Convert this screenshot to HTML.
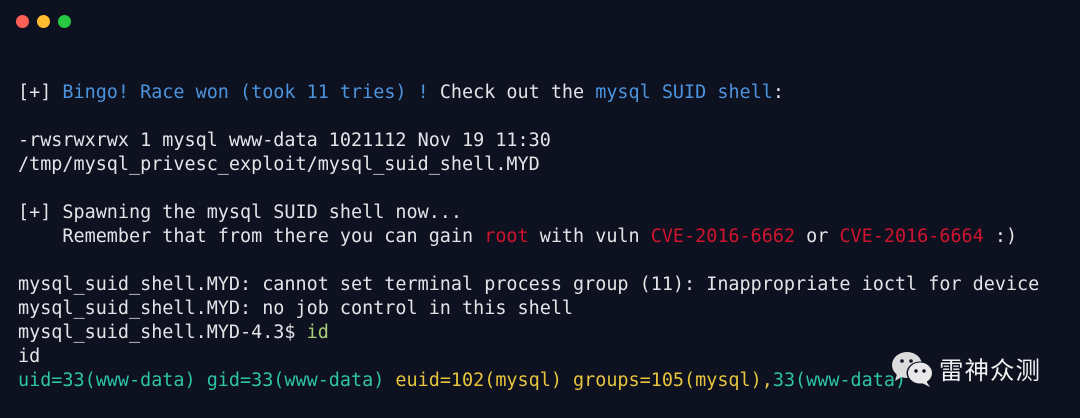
<!DOCTYPE html>
<html><head><meta charset="utf-8"><style>
html,body{margin:0;padding:0}
body{width:1080px;height:418px;background:#0d1120;overflow:hidden;position:relative;font-family:"DejaVu Sans Mono","Liberation Mono",monospace;}
.dot{position:absolute;top:15px;width:13px;height:13px;border-radius:50%}
pre{position:absolute;left:18px;top:81px;margin:0;font-family:"DejaVu Sans Mono","Liberation Mono",monospace;font-size:18.45px;line-height:24px;color:#e4e4e8;white-space:pre}
.b{color:#4d94de}.r{color:#d0142e}.g{color:#a8cf78}.t{color:#2ec4a6}.y{color:#e8c43c}
.wm{position:absolute;left:891px;top:350px;display:flex;align-items:center}
.wm span{font-family:"Noto Sans CJK SC",sans-serif;font-size:24.5px;color:#f2f2f2;margin-left:4px;letter-spacing:1px}
</style></head><body>
<div class="dot" style="left:16px;background:#fe5f57"></div>
<div class="dot" style="left:37px;background:#febc2e"></div>
<div class="dot" style="left:58px;background:#28c840"></div>
<pre>[+] <span class="b">Bingo! Race won (took 11 tries) !</span> Check out the <span class="b">mysql SUID shell</span>:

-rwsrwxrwx 1 mysql www-data 1021112 Nov 19 11:30
/tmp/mysql_privesc_exploit/mysql_suid_shell.MYD

[+] Spawning the mysql SUID shell now...
    Remember that from there you can gain <span class="r">root</span> with vuln <span class="r">CVE-2016-6662</span> or <span class="r">CVE-2016-6664</span> :)

mysql_suid_shell.MYD: cannot set terminal process group (11): Inappropriate ioctl for device
mysql_suid_shell.MYD: no job control in this shell
mysql_suid_shell.MYD-4.3$ <span class="g">id</span>
id
<span class="t">uid=33(www-data) gid=33(www-data)</span> <span class="y">euid=102(mysql) groups=105(mysql),</span><span class="t">33(www-data)</span></pre>
<div class="wm">
<svg width="44" height="38" viewBox="0 0 44 38">
<ellipse cx="16" cy="15" rx="15" ry="13" fill="#dcdcdc"/>
<path d="M6 24 L4 31 L12 26 Z" fill="#dcdcdc"/>
<circle cx="11" cy="11" r="1.8" fill="#0d1120"/><circle cx="20" cy="11" r="1.8" fill="#0d1120"/>
<ellipse cx="29" cy="23" rx="13.5" ry="11.5" fill="#0d1120"/>
<ellipse cx="29" cy="23" rx="12" ry="10.5" fill="#e8e8e8"/>
<path d="M35 31 L39 37 L31 33 Z" fill="#e8e8e8"/>
<circle cx="25" cy="21" r="1.7" fill="#0d1120"/><circle cx="33" cy="21" r="1.7" fill="#0d1120"/>
</svg>
<span>雷神众测</span>
</div>
</body></html>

● ● ● ●

— Stated exercise —
Exactly as written, return every line of the listing, but not the pictures.

— Exercise solution —
Convert this screenshot to HTML.
<!DOCTYPE html>
<html><head><meta charset="utf-8"><style>
html,body{margin:0;padding:0}
body{width:1080px;height:418px;background:#0d1120;overflow:hidden;position:relative;font-family:"DejaVu Sans Mono","Liberation Mono",monospace;}
.dot{position:absolute;top:15px;width:13px;height:13px;border-radius:50%}
pre{position:absolute;left:18px;top:81px;margin:0;font-family:"DejaVu Sans Mono","Liberation Mono",monospace;font-size:18.45px;line-height:24px;color:#e4e4e8;white-space:pre}
.b{color:#4d94de}.r{color:#d0142e}.g{color:#a8cf78}.t{color:#2ec4a6}.y{color:#e8c43c}
.wm{position:absolute;left:891px;top:350px;display:flex;align-items:center}
.wm span{font-family:"Noto Sans CJK SC",sans-serif;font-size:24.5px;color:#f2f2f2;margin-left:4px;letter-spacing:1px}
</style></head><body>
<div class="dot" style="left:16px;background:#fe5f57"></div>
<div class="dot" style="left:37px;background:#febc2e"></div>
<div class="dot" style="left:58px;background:#28c840"></div>
<pre>[+] <span class="b">Bingo! Race won (took 11 tries) !</span> Check out the <span class="b">mysql SUID shell</span>:

-rwsrwxrwx 1 mysql www-data 1021112 Nov 19 11:30
/tmp/mysql_privesc_exploit/mysql_suid_shell.MYD

[+] Spawning the mysql SUID shell now...
    Remember that from there you can gain <span class="r">root</span> with vuln <span class="r">CVE-2016-6662</span> or <span class="r">CVE-2016-6664</span> :)

mysql_suid_shell.MYD: cannot set terminal process group (11): Inappropriate ioctl for device
mysql_suid_shell.MYD: no job control in this shell
mysql_suid_shell.MYD-4.3$ <span class="g">id</span>
id
<span class="t">uid=33(www-data) gid=33(www-data)</span> <span class="y">euid=102(mysql) groups=105(mysql),</span><span class="t">33(www-data)</span></pre>
<div class="wm">
<svg width="44" height="38" viewBox="0 0 44 38">
<ellipse cx="16" cy="15" rx="15" ry="13" fill="#dcdcdc"/>
<path d="M6 24 L4 31 L12 26 Z" fill="#dcdcdc"/>
<circle cx="11" cy="11" r="1.8" fill="#0d1120"/><circle cx="20" cy="11" r="1.8" fill="#0d1120"/>
<ellipse cx="29" cy="23" rx="13.5" ry="11.5" fill="#0d1120"/>
<ellipse cx="29" cy="23" rx="12" ry="10.5" fill="#e8e8e8"/>
<path d="M35 31 L39 37 L31 33 Z" fill="#e8e8e8"/>
<circle cx="25" cy="21" r="1.7" fill="#0d1120"/><circle cx="33" cy="21" r="1.7" fill="#0d1120"/>
</svg>
<span>雷神众测</span>
</div>
</body></html>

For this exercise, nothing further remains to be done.